Lawsuit for Little Girl’s Injury Survives Motion to Dismiss by Newburgh School District
The attorneys at Dupée & Monroe are presently representing a little girl, through her mother, for personal injuries she sustained when she was hit in the face by a door at school. Back in July, the teacher and school district who were being sued filed a motion for summary judgment with the court. If they were successful on their motion, the judge would have dismissed the case. Fortunately, we argued successfully against the motion, and it was denied by the court on October 30.
The case is St. Eloi v. Gunsch and Newburgh Enlarged City School District, being heard in the Supreme Court of New York, Orange County. The accident occurred on January 12, 2012 at Meadow Hill Elementary School. Our client Mariala, a six year old kindergartner, was being escorted down the hallway by her teacher to catch up with her class, who were being taken to the music room by the teaching assistant (Mariala had stayed behind to use the restroom). When Mariala and the teacher were in sight of the group but before Mariala had caught up with them, the teacher left Mariala to catch up with the group by herself and turned away to go to a meeting. Mariala was running to catch up with the class when the gym teacher opened the gymnasium door into the hallway, striking Mariala in the face. Mariala suffered injuries to her upper lip, head and leg.

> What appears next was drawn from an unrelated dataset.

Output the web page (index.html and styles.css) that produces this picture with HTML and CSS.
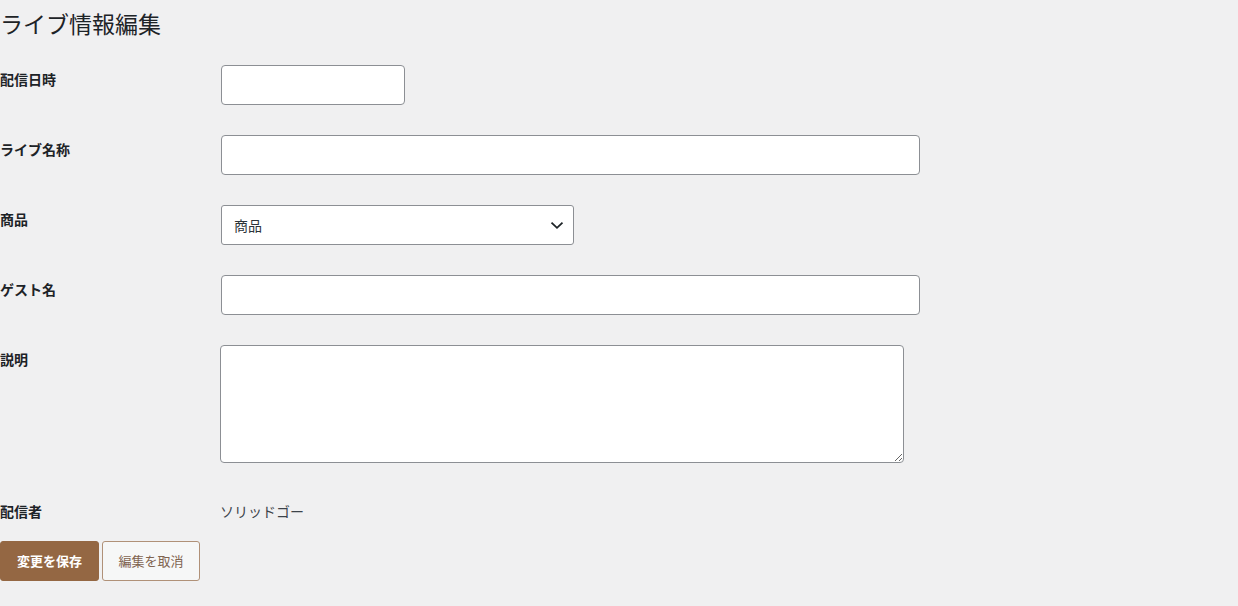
FILE: index.html
```html
<!DOCTYPE html>
<html lang="ja">
<head>
<meta charset="utf-8">
<title>ライブ情報編集</title>
<link rel="stylesheet" href="styles.css">
</head>
<body>
<div class="wrap">
  <h1 class="title">ライブ情報編集</h1>
  <form class="form">
    <table class="form-table">
      <tbody>
        <tr>
          <th><label for="date">配信日時</label></th>
          <td><input id="date" class="field field-date" type="text"></td>
        </tr>
        <tr>
          <th><label for="name">ライブ名称</label></th>
          <td><input id="name" class="field field-wide" type="text"></td>
        </tr>
        <tr>
          <th><label for="product">商品</label></th>
          <td>
            <div class="select">
              <span class="select-text">商品</span>
              <svg class="chev" width="14" height="14" viewBox="0 0 14 14"><path d="M1.5 4.6 L7 9.8 L12.5 4.6" fill="none" stroke="#1d2327" stroke-width="1.8"/></svg>
            </div>
          </td>
        </tr>
        <tr>
          <th><label for="guest">ゲスト名</label></th>
          <td><input id="guest" class="field field-wide" type="text"></td>
        </tr>
        <tr class="row-area">
          <th><label for="desc">説明</label></th>
          <td><textarea id="desc" class="area"></textarea></td>
        </tr>
        <tr class="row-plain">
          <th><span class="lbl">配信者</span></th>
          <td class="plain">ソリッドゴー</td>
        </tr>
      </tbody>
    </table>
    <div class="actions">
      <button type="button" class="btn btn-primary">変更を保存</button>
      <button type="button" class="btn btn-secondary">編集を取消</button>
    </div>
  </form>
</div>
</body>
</html>
```
FILE: styles.css
```css
* { box-sizing: border-box; }
html, body {
  margin: 0;
  padding: 0;
  background: #f0f0f1;
  color: #1d2327;
  font-family: "Noto Sans CJK JP", "Noto Sans", sans-serif;
  font-size: 13px;
}
.wrap { width: 100%; }
.title {
  font-size: 23px;
  font-weight: 400;
  margin: 0;
  padding: 8px 0 5px;
  line-height: 30px;
  color: #1d2327;
}
.form-table {
  border-collapse: collapse;
  margin-top: 7px;
  width: 100%;
}
.form-table th {
  width: 210px;
  text-align: left;
  vertical-align: top;
  padding: 18px 10px 22px 0;
  font-size: 14px;
  font-weight: 700;
  line-height: 22px;
  color: #1d2327;
}
.form-table td {
  vertical-align: top;
  padding: 15px 10px;
  line-height: 0;
}
.field {
  display: block;
  height: 40px;
  margin: 0 1px;
  border: 1px solid #8c8f94;
  border-radius: 4px;
  background: #fff;
  padding: 0 12px;
  font: inherit;
  font-size: 14px;
}
.field-date { width: 184px; }
.field-wide { width: 699px; }
.select {
  display: flex;
  align-items: center;
  justify-content: space-between;
  width: 353px;
  height: 40px;
  margin: 0 1px;
  border: 1px solid #8c8f94;
  border-radius: 3px;
  background: #fff;
  padding: 0 9px 0 12px;
  font-size: 14px;
  line-height: 20px;
  color: #2c3338;
}
.chev { display: block; }
.area {
  display: block;
  width: 684px;
  height: 118px;
  margin: 0;
  border: 1px solid #8c8f94;
  border-radius: 4px;
  background: #fff;
  font: inherit;
  resize: both;
}
.form-table .row-area td { padding-bottom: 18px; }
.form-table .row-plain th { padding: 19px 10px 18px 0; }
.form-table td.plain {
  padding: 19px 10px 18px;
  font-size: 14px;
  line-height: 22px;
  color: #3c434a;
}
.actions {
  display: flex;
  gap: 3px;
  padding-top: 1px;
}
.btn {
  height: 40px;
  padding: 0 15px;
  border-radius: 3px;
  font: inherit;
  font-size: 13px;
  line-height: 38px;
  cursor: pointer;
}
.btn-primary {
  background: #946743;
  border: 1px solid #946743;
  color: #fff;
  font-weight: 700;
  width: 99px;
}
.btn-secondary {
  background: #f6f7f7;
  border: 1px solid #b09178;
  color: #7f6450;
  width: 98px;
}
```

Personal Injury Caused by Negligence and Negligent Supervision
We sued the school district for negligent supervision and also sued the gym teacher for negligence in opening the door into the hallway in an aggressive and careless manner. In July, the defendants moved the court for summary judgment in their favor. Summary judgment is appropriate when there are no material facts in dispute and one party is entitled to judgment as a matter of law. Summary judgment is a pre-trial motion, and if granted, the matter is disposed of without a trial. If the defendants’ motion were to be granted, the judge would dismiss the case against them.
In support of their motion, the school district argued that the law requires reasonable supervision of students, but not constant watch, and that this accident would have happened even if the school had been providing constant supervision. Also, the school alleged that the accident happened because Mariala was running and not wearing her glasses, not because of inadequate supervision. For her part, the gym teacher testified that she opened the door slowly and carefully after first looking to see if anyone was coming.
Our arguments in opposition of the motion stressed the point that material issues of fact did exist about how the door was opened and whether the accident would have happened had the teacher done more to supervise the student, such as escorting her all the way until she was with the class rather than abandoning the kindergartner to negotiate the hallway on her own. In opposition to the gym teacher’s testimony, we had the testimony of the school nurse that the door was opened “suddenly” as well as Mariala’s own testimony that the door opened “fast.”
The court agreed with us that questions of fact did indeed exist that should be decided by a jury. The conflicting testimony between the gym teacher on the one hand and the student and nurse on the other was enough to send that part of the case to trial. As for the issue of school supervision, this is almost always a question of fact for the jury, unless the accident happened so quickly that no amount of supervision could have prevented it. The court held that the defendant did not establish that fact in this situation and denied the school district’s motion as well.
We will continue in our effort to achieve justice for Mariala and make sure she is compensated for her injuries, while helping to ensure that school districts apply appropriate supervision to prevent accidents like this in the future.